2. Build Resilient Investment Models
The fallout from Trump-era policies demonstrated how external geopolitics can impact local markets. Kenya must adopt resilient business models that are:
- Diversified: Don’t depend solely on expatriate tenants.
- Flexible: Create properties that can switch from short-term to long-term leases.
- Local-first: Cater to rising local urban professionals and the Kenyan diaspora.
Additionally, real estate investors should factor in ESG (Environmental, Social, Governance) metrics to future-proof developments and attract ethical capital.
3. Embrace Sustainable Urban Planning
With Nairobi’s population expected to hit 6 million by 2030, the city can no longer afford to expand haphazardly. Sustainable urban planning, guided by community-driven frameworks, should focus on:
- Reducing urban sprawl.
- Protecting green zones and waterways.
- Enhancing walkability and public transport networks.

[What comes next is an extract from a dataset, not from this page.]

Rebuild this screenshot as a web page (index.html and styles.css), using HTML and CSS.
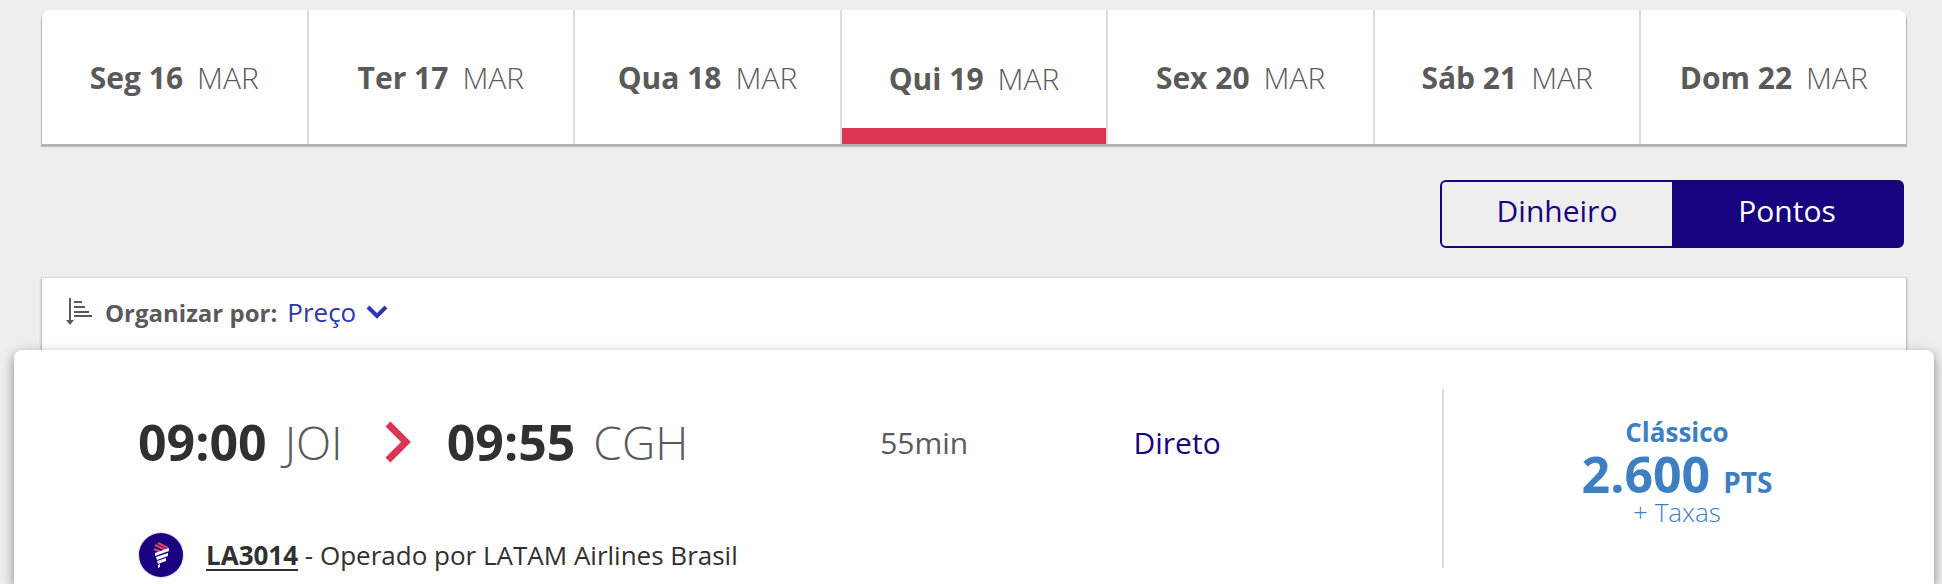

This shift requires public-private partnerships, integrated planning agencies, and enforcement of zoning regulations.
Read More: Ways Kenya’s Real Estate Sector Can Tap ESG Opportunities
Part 4: Case Study – A Model for Community-Led Real Estate
In some areas of Kenya, developers are already exploring models that prioritize community input and long-term sustainability.
Tatu City, a Special Economic Zone near Nairobi, is one such example. The city blends commercial and residential spaces with open parks, schools, and water management systems. While not perfect, it shows what is possible when planning is driven by vision rather than speculation.
Key takeaways from this model include:
- Early engagement with residents and stakeholders.
- Phased development aligned with population growth.
- Infrastructure-first strategy (roads, schools, utilities before houses).
More of Kenya’s urban expansion should adopt this philosophy.
Part 5: The Role of Policy and Governance
For community-led development to thrive, it must be supported by clear and enforceable policies. The government must:
- Offer incentives (like tax breaks) to developers building affordable or socially-inclusive housing.
- Strengthen urban planning regulations to prevent unplanned settlements.
- Encourage citizen participation in public development forums.
Devolved units, like county governments, must also be empowered to drive urban development that suits local contexts—rural housing needs are not the same as Nairobi’s.
Kenya’s real estate sector is at a pivotal moment. Urban inequality and global disruptions like aid cuts have exposed the flaws in business-as-usual development. A new path, centered on community-driven, resilient, and inclusive growth, offers the opportunity to not just build properties but to reshape cities and lives.
Stakeholders—from developers and investors to policymakers and citizens—must come together to reimagine what real estate success looks like. Because in the end, a thriving property market isn’t one with the most skyscrapers; it’s one where everyone has a place to call home.